The Lykos family started producing traditional white and red wines with use of a stone winepress to complement the food served that was served in the family tavern.   From this simple beginning, a state of the art winery has grown using cutting edge technology to produce superior vintage wines.

Visitors are always welcome with open arms to the winery. Those visiting not only witness first hand the wonderful wines and the process that brings them to life, but also experience and understand the passion for wine making that Apostolos and Nana Lykos have. If one really wants to appreciate the full experience, a visit to their restaurant featuring traditional specialty meals that complement the wines is highly suggested.

We all at Hellenic Lifestyle admire Athena Lykou, not only for her food and wines, but also for the balancing act she does between work and family. We decided to talk more with this fascinating woman of wine…

Co-owner and Manager of Lykos Winery and Restaurant

Athena Christoforidou (Nana) Lykou. 


HL (Hellenic Lifestyle): Tell us a little bit about how you got into the wine business. Was it a choice? How were you drawn in?

Nana (Athena ‘Nana’ Lykou): I started working at the Lykos family restaurant when I was young at the age of 17. This is when I fell in love with my husband, got married, and began to build our family of 3 children– Dimitris, Apostolos, and Giannis.

 In 1991, we began to build the winery. Initially, we produced 2 wines—Vinoponte and Kratistos. Back then we did everything by hand.  Imagine that! We would stick the labels onto the wine bottles one by one with our hands! Of course, now the winery is very modern and high-tech. Our bottling procedure now is much easier:)

Falling in love with Apostolos went hand in hand with  falling in love with the wine and food business. It is part of who we are. It wasn’t long until my husband and I decided to create the winery from what was once a small production of wine that the family made with traditional methods to serve the customers of the restaurant.
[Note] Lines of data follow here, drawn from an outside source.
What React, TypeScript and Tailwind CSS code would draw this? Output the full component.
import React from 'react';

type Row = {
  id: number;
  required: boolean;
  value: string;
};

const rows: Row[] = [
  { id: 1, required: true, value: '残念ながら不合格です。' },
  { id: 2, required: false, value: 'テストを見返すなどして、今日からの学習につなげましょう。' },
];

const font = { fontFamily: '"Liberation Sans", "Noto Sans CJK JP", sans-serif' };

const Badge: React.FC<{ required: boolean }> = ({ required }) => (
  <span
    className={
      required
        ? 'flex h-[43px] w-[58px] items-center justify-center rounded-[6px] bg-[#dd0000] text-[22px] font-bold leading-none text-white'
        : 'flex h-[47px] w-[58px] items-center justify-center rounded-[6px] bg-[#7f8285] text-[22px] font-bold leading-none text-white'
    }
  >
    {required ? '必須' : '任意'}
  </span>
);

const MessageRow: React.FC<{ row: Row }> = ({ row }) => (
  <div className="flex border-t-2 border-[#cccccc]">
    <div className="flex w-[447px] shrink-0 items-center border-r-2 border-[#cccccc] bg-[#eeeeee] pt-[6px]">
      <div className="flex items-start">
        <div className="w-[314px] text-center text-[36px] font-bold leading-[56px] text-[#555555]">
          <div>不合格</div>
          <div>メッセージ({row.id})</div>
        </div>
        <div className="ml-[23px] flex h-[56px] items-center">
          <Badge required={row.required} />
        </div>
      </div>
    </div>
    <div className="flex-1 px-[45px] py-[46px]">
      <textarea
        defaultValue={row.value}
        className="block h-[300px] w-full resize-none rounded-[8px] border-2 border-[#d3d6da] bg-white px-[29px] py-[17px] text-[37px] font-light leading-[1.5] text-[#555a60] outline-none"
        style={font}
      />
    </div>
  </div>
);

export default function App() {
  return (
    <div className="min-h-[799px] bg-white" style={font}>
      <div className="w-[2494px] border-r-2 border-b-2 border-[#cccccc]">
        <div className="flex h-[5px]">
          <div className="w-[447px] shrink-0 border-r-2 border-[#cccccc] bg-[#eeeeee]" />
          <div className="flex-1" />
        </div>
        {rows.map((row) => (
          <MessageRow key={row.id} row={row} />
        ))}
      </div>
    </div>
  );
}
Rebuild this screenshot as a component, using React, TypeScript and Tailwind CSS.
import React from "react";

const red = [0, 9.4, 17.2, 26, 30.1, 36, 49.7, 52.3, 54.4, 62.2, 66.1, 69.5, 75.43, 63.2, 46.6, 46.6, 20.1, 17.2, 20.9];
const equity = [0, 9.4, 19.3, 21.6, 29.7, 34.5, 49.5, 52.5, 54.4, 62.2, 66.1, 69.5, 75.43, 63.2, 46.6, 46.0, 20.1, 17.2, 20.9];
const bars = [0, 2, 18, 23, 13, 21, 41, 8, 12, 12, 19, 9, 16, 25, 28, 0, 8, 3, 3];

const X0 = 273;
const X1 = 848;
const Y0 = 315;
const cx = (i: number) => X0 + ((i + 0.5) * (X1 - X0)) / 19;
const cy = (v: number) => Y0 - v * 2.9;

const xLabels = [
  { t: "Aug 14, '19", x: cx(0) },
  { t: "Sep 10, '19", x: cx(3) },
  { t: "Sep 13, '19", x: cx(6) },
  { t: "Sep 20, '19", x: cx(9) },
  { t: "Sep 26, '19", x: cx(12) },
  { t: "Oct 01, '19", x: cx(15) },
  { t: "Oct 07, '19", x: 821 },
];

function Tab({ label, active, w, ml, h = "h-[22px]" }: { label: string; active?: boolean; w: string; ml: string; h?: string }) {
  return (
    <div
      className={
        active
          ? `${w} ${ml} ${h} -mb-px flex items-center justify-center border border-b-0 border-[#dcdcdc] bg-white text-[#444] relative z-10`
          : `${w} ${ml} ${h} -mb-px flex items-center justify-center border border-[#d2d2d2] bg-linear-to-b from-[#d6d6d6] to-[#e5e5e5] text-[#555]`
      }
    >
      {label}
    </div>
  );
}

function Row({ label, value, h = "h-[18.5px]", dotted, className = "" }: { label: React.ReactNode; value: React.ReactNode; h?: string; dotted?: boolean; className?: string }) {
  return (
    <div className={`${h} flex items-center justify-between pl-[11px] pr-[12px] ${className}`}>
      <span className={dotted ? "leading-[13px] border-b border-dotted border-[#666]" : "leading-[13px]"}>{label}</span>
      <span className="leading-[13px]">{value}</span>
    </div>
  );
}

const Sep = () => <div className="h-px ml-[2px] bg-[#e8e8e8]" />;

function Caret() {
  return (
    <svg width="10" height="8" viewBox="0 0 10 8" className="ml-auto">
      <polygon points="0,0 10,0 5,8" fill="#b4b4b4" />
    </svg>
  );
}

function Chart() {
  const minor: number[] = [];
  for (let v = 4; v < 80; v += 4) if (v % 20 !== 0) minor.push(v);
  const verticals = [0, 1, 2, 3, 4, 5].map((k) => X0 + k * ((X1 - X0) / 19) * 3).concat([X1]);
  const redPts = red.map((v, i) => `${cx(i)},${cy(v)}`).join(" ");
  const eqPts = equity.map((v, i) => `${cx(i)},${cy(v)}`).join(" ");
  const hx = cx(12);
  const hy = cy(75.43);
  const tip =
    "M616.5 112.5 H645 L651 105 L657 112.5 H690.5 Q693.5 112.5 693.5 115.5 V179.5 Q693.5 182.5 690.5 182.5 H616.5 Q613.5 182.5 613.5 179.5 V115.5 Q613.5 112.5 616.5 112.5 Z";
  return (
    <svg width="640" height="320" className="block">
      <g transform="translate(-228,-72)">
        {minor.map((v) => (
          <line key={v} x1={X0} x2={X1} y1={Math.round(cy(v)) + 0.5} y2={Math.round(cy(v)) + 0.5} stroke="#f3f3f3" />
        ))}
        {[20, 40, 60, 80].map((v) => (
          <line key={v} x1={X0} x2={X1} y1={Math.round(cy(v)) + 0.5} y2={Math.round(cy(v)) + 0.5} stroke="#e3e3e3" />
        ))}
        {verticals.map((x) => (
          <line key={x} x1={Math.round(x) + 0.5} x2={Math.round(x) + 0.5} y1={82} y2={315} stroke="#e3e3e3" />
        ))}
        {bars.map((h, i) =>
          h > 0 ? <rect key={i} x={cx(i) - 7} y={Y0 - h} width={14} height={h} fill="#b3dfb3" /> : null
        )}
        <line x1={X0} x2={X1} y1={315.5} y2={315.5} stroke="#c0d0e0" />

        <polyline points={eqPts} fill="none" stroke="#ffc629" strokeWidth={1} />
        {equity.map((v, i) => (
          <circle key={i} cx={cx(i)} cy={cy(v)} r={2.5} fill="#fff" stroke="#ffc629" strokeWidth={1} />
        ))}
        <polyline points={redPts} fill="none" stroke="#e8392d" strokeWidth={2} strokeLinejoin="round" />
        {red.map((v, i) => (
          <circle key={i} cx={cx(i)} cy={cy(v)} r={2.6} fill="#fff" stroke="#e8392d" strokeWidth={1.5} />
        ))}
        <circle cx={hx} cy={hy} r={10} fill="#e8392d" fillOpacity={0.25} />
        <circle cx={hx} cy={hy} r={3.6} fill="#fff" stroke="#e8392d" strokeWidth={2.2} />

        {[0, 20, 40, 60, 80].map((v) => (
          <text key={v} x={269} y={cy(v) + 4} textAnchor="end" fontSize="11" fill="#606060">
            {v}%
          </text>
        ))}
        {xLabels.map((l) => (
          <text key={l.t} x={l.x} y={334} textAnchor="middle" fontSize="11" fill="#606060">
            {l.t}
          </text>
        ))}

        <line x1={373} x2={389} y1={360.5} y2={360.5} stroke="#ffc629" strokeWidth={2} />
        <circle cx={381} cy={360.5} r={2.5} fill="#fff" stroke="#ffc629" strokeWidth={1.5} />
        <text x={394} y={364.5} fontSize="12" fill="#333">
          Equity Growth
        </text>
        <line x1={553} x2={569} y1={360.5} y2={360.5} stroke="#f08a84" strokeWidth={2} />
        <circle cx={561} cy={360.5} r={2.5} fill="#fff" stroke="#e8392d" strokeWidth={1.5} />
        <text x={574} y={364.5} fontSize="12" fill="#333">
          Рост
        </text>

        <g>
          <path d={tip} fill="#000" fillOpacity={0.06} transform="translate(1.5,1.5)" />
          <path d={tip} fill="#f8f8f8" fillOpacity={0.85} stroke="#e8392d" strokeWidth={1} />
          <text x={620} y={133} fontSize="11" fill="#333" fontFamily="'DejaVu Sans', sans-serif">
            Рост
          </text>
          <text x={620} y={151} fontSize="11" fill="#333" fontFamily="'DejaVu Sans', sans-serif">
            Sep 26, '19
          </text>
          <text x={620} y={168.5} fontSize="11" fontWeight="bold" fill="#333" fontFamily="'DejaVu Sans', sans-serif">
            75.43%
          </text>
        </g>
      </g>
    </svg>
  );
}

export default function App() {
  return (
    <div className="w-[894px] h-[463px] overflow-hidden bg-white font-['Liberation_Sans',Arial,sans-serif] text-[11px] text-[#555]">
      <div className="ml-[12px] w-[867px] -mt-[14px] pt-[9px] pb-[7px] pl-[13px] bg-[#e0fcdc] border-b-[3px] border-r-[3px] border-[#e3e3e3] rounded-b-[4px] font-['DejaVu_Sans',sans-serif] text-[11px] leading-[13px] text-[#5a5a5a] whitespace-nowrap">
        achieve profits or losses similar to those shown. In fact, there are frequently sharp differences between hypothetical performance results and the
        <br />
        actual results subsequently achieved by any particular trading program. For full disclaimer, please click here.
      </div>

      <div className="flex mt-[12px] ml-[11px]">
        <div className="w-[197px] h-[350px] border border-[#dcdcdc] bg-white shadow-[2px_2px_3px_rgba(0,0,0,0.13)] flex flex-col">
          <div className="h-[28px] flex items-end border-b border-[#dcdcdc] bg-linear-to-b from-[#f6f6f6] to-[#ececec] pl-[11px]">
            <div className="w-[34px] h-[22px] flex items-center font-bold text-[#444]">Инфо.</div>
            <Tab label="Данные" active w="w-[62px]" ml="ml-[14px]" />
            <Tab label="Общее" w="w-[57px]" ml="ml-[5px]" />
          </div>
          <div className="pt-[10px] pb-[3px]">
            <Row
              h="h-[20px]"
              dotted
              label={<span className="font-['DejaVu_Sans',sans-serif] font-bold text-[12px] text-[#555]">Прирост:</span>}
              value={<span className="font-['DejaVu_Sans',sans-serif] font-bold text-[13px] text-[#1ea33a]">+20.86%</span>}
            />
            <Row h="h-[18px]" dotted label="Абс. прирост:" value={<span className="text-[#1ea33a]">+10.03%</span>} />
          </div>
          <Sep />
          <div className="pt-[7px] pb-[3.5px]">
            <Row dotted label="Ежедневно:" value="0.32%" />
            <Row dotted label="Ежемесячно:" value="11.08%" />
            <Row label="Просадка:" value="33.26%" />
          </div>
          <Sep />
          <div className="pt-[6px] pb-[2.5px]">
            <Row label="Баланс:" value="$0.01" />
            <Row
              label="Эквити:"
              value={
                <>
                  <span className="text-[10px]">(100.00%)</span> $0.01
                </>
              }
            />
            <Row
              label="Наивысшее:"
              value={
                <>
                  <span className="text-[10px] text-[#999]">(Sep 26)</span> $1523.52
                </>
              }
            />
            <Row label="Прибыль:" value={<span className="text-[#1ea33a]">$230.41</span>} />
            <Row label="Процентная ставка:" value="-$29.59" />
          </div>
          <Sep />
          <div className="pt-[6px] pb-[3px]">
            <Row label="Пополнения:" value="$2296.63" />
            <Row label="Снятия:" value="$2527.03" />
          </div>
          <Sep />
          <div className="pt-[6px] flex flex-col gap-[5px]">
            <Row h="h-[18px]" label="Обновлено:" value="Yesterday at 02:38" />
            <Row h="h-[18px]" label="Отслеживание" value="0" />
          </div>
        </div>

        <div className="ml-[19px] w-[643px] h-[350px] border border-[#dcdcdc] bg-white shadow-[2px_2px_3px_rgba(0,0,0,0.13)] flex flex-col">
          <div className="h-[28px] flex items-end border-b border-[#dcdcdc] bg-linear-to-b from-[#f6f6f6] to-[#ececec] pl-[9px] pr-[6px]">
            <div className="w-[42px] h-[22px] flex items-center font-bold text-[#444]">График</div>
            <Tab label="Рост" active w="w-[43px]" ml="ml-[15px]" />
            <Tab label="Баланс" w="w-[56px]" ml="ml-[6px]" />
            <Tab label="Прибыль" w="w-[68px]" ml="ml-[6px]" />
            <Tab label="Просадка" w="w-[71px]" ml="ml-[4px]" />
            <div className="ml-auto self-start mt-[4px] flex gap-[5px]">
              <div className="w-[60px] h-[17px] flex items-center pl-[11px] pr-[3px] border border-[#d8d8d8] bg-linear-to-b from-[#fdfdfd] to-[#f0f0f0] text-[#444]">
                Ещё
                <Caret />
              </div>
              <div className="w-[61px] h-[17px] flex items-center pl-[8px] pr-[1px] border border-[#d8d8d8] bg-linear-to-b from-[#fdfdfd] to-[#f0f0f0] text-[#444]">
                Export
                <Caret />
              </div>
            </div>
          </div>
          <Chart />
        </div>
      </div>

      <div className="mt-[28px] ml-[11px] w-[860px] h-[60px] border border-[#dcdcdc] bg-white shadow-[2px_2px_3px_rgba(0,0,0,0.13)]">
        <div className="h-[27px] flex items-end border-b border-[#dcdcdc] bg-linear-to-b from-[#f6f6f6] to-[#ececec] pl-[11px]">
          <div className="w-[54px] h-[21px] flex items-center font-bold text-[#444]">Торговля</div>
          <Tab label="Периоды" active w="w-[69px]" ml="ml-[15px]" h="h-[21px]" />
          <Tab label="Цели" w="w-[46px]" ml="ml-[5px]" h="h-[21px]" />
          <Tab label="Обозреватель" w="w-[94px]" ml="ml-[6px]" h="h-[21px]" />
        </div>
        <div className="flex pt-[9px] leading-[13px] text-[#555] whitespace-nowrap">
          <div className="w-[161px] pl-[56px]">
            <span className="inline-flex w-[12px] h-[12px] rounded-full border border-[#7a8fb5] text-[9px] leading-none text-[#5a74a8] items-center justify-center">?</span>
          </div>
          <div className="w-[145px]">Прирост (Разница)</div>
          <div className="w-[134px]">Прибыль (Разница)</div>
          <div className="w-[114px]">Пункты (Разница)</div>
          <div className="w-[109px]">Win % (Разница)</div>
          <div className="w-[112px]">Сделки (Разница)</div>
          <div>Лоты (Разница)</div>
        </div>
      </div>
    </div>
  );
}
 HL: Tell us a little more about your winery.

Nana: Our winery is located just 80 km from Athens, across the wine-growing region of Lilantio Field in the Malakonda-Eretria area. We are third generation winemakers, who give respect to winemaking traditions while complimenting these traditions with the utilization of cutting edge technology. We continue to realize the vision of the family, which is to contribute to the continuous improvement of Evian vineyard.

We love visitors! Visiting the underground cellars with its’ oak barrels and the tasting room are a unique experience especially when combined with the delicious suggestions available at our restaurant.

We have great respect for the environment and nature’s creations. The vineyards, that we cooperate with, are spanning both sides of south central Evia, mountainous Boeotia and in the Koutsi area of Nemea.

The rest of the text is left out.